The sisters of the Lowes' wethers have been mated as ewe lambs for the first time, with Anthony looking forward to the results.
He says it could be a "potential game-changer" if high conception rates can be achieved.
These lambs were all 40kg-plus when the rams were put out in early February for three breeding cycles.
"Along with quality wool and a reasonable wool cut, we see the profit drivers as high lambing percentages and being able to get good weight gains to sell stock off earlier," Anthony said.
Elders southern livestock manager Laryn Gogel judged the on-hoof section of the Mundulla Prime Lamb Competition with Trevor James, Coolawang stud, Mundulla.

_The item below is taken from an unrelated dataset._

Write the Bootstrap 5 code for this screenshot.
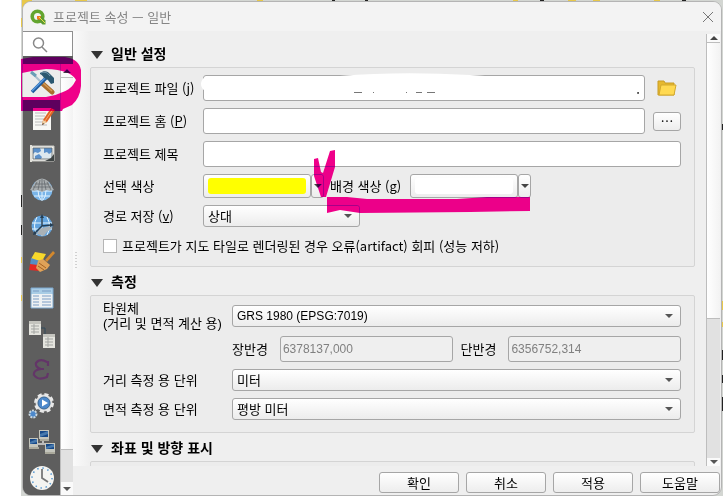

Mr Gogel congratulated the entrants on being able to put together pens "in the back end" of the season.
"Some of the lambs were a bit underdone and a bit mixed and others were more consistent because obviously the grower had more to choose from," he said.
Mr Gogel said they judged the lambs as if they were walking through a saleyard and looking at how they appealed for presentation, market suitability, skin length and crutching.
Points were also allocated on the accuracy of the accompanying paperwork - National Vendor Declaration and Sheep Health Statements.
Another pen of Merinos belonging to David and Brody Lock, Lock-Haven, Mundulla, was second overall in the competition, just four points behind the Lowes' pen.